**TO DO**
Gather every line in the records below that contains the word "Tailwind".

○ ○ ○ ○ ○ ○ ○

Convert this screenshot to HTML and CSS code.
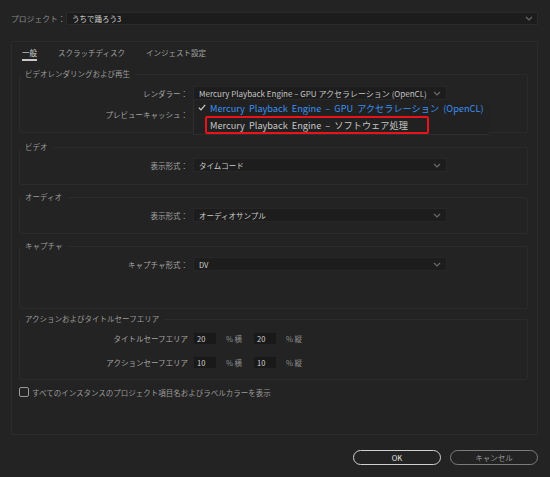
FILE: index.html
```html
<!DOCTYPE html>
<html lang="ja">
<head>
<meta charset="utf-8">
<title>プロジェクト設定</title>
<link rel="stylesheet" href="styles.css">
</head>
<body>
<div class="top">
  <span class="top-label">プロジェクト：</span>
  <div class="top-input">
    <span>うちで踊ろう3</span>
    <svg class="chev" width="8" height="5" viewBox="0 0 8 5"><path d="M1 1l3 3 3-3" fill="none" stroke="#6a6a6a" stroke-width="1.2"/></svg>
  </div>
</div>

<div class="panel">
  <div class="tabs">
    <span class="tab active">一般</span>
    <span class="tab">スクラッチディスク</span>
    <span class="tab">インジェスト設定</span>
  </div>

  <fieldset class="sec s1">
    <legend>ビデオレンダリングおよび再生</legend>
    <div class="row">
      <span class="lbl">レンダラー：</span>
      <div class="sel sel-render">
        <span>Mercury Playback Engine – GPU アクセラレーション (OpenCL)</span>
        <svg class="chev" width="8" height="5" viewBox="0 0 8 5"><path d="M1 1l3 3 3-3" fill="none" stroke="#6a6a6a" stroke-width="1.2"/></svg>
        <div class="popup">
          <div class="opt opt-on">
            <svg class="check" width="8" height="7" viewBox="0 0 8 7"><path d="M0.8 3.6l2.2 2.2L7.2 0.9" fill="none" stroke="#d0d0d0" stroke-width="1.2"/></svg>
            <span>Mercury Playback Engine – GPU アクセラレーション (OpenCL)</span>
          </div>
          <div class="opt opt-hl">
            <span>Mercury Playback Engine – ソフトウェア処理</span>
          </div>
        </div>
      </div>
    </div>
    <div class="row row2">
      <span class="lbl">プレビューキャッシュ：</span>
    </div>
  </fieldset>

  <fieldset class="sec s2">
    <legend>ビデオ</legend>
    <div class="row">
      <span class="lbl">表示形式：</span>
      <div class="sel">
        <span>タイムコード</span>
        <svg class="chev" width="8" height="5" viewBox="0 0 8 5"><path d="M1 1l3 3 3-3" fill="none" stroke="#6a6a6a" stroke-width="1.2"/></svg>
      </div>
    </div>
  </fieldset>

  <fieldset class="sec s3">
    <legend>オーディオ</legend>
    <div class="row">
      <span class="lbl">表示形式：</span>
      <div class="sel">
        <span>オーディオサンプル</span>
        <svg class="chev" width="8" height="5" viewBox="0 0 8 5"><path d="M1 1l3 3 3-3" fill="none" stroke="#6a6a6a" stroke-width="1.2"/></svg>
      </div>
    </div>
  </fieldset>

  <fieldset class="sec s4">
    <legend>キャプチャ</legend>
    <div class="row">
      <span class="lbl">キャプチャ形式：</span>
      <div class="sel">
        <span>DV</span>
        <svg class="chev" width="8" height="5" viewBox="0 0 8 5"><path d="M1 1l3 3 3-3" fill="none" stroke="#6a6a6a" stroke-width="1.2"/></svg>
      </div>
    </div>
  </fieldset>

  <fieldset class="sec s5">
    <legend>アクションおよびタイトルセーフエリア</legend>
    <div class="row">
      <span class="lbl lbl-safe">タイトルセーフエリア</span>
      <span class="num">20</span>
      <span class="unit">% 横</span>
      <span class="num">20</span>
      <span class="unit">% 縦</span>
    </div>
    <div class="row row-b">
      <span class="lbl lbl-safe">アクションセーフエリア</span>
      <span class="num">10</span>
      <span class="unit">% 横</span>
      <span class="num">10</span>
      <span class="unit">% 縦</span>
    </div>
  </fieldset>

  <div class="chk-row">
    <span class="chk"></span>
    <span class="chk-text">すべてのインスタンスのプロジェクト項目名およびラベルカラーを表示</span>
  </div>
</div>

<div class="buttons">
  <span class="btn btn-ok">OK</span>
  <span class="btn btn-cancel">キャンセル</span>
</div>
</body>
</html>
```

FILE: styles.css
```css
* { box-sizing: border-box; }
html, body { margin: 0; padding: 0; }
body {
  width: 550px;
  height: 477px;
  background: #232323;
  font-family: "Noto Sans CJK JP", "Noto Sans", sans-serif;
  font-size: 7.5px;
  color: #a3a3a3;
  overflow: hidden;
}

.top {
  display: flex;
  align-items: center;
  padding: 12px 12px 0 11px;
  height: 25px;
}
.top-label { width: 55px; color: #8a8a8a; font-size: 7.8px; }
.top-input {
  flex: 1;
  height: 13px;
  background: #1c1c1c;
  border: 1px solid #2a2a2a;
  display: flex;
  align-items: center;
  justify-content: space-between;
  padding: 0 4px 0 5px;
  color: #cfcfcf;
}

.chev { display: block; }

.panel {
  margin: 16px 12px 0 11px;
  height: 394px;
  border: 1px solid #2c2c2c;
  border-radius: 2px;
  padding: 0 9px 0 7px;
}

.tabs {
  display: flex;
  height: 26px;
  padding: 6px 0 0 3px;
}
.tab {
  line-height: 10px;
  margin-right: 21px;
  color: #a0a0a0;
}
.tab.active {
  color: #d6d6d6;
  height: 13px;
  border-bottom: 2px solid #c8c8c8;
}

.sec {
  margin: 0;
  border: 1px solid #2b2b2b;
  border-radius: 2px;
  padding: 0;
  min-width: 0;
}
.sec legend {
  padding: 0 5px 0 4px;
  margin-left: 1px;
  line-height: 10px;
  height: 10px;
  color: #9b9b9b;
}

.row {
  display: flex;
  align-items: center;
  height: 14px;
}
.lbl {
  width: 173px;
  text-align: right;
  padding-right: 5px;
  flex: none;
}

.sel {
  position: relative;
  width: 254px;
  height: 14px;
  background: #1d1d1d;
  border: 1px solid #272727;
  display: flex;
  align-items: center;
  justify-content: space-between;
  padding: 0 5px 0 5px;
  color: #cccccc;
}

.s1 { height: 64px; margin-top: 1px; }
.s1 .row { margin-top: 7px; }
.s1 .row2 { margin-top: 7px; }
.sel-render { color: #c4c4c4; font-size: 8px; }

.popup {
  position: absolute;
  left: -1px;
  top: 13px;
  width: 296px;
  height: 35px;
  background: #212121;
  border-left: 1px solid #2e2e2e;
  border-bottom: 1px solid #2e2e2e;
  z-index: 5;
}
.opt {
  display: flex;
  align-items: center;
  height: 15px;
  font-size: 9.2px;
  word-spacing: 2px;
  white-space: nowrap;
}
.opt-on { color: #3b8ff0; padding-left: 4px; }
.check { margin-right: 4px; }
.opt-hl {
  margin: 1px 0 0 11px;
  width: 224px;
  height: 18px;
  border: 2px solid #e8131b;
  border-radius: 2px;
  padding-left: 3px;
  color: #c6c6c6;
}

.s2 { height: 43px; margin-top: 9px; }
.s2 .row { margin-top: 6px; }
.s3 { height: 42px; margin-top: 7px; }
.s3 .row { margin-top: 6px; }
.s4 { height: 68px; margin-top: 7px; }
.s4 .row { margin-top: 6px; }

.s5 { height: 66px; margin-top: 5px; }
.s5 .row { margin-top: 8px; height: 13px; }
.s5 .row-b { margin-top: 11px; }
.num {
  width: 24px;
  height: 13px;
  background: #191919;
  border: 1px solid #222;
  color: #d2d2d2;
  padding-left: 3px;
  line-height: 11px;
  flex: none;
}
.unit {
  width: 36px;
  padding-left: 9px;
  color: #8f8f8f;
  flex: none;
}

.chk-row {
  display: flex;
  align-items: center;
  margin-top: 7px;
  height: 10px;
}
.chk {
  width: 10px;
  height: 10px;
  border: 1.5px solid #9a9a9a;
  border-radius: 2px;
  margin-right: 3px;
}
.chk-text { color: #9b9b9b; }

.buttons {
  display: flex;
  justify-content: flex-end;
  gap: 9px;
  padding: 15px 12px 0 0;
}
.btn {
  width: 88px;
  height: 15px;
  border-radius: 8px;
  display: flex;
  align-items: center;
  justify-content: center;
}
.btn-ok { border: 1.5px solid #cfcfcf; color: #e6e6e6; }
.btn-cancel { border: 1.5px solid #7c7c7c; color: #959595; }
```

○ ○ ○ ○ ○ ○ ○

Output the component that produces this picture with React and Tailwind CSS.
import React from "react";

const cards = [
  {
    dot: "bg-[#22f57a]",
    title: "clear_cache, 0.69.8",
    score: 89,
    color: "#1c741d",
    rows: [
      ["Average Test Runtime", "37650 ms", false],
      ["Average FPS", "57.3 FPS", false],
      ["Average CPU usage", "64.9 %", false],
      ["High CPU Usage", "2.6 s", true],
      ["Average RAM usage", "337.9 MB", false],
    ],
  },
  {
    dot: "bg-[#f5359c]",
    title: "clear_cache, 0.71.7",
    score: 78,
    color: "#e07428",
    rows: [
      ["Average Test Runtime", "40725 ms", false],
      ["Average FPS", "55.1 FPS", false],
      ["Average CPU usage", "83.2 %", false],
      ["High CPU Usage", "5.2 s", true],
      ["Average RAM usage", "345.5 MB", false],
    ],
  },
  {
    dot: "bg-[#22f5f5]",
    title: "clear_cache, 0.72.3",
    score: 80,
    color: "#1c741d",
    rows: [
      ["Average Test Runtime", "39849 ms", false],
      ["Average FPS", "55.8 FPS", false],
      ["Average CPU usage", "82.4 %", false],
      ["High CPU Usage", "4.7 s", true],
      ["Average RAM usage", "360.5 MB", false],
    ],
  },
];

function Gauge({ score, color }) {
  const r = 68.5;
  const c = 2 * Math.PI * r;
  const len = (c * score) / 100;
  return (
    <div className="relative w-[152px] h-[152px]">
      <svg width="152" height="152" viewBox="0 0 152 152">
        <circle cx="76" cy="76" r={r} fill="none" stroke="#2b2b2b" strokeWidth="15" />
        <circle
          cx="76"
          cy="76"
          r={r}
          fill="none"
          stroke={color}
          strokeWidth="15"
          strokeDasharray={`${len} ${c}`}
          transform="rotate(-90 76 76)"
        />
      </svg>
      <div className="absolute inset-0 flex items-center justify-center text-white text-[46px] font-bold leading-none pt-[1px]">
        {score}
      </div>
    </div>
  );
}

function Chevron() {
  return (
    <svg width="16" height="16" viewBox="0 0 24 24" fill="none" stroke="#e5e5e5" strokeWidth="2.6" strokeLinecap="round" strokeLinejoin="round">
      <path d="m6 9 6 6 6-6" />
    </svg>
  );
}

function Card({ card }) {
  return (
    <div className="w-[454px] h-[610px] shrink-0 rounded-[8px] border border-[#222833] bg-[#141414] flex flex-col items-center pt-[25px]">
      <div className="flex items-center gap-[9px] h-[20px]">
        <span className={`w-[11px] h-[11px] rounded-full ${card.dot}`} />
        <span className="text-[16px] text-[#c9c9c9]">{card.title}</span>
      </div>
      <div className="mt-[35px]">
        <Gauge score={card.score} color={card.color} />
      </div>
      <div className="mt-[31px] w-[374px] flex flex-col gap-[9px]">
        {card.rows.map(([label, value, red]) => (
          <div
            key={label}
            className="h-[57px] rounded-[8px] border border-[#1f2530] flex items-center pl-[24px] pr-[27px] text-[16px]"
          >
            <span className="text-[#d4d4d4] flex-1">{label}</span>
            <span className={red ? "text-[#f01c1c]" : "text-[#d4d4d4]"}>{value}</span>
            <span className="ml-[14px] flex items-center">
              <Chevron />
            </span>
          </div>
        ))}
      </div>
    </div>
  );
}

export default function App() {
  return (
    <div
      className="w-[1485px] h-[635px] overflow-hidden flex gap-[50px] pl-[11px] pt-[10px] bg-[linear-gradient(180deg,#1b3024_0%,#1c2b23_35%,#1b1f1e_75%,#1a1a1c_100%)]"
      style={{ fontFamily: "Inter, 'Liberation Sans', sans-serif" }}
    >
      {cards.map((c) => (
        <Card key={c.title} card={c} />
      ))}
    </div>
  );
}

○ ○ ○ ○ ○ ○ ○

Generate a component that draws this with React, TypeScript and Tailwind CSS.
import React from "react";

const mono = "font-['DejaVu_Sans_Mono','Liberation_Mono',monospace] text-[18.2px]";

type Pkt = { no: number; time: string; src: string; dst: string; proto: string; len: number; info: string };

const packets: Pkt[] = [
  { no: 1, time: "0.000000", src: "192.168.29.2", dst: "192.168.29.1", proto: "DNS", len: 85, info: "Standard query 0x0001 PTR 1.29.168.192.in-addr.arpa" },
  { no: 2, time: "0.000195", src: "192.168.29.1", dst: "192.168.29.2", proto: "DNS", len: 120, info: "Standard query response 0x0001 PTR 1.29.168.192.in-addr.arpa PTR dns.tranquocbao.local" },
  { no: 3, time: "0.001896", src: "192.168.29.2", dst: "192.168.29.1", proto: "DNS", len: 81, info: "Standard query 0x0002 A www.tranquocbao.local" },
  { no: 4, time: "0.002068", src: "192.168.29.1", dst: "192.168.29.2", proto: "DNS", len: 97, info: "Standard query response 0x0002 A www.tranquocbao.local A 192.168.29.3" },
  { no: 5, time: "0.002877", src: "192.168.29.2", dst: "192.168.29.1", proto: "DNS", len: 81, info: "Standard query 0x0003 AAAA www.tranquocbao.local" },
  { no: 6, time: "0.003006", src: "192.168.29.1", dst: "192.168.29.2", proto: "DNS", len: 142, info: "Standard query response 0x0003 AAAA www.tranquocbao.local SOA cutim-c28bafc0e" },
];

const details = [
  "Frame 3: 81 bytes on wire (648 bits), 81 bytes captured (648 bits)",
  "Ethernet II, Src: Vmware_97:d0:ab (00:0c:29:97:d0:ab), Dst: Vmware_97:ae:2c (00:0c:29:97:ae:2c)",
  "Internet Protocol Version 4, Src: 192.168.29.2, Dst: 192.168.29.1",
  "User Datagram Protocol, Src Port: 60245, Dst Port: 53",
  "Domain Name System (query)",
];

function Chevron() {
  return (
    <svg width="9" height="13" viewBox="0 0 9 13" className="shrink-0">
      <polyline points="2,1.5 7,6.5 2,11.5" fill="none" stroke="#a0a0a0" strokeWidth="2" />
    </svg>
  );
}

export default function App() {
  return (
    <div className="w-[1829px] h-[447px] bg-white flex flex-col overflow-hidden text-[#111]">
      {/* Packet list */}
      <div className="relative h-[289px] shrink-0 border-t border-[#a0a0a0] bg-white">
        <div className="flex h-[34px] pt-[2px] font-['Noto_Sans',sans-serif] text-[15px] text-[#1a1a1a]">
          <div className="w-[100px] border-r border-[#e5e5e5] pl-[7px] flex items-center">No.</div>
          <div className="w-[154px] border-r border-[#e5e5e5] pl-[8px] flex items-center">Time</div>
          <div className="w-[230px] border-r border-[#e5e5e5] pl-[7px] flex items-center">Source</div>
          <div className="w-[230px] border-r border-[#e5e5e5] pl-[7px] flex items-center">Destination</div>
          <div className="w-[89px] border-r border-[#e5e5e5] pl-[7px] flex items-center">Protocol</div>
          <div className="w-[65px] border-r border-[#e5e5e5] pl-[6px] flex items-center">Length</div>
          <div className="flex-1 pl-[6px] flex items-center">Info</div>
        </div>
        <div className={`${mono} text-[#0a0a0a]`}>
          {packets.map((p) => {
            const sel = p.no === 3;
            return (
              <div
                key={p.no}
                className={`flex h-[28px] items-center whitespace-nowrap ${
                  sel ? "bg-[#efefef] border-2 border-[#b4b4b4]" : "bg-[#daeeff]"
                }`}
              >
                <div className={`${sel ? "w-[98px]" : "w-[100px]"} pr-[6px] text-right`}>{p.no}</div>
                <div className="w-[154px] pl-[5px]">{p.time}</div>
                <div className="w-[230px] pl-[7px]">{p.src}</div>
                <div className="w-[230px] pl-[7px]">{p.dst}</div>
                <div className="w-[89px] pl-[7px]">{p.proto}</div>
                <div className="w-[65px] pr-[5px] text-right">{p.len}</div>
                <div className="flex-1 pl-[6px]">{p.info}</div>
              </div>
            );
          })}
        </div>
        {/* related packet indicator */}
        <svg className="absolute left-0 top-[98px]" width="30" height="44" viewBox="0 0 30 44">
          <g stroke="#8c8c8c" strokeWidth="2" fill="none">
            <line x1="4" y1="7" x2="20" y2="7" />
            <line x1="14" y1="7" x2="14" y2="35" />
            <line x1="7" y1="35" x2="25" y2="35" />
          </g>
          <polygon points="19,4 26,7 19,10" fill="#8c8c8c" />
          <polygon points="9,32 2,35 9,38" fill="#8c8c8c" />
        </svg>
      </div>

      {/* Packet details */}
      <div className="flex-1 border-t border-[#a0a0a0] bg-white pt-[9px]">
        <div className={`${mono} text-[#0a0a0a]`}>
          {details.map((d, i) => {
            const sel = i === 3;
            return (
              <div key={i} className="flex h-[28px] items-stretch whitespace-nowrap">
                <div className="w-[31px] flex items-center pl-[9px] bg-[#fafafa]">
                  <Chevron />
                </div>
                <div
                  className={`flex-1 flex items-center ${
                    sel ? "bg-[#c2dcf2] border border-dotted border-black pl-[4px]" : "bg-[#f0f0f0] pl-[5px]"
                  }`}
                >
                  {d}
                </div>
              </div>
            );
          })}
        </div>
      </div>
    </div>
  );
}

○ ○ ○ ○ ○ ○ ○

**TASK SOLUTION**
Output the component that produces this picture with React and Tailwind CSS.
Generate a component that draws this with React, TypeScript and Tailwind CSS.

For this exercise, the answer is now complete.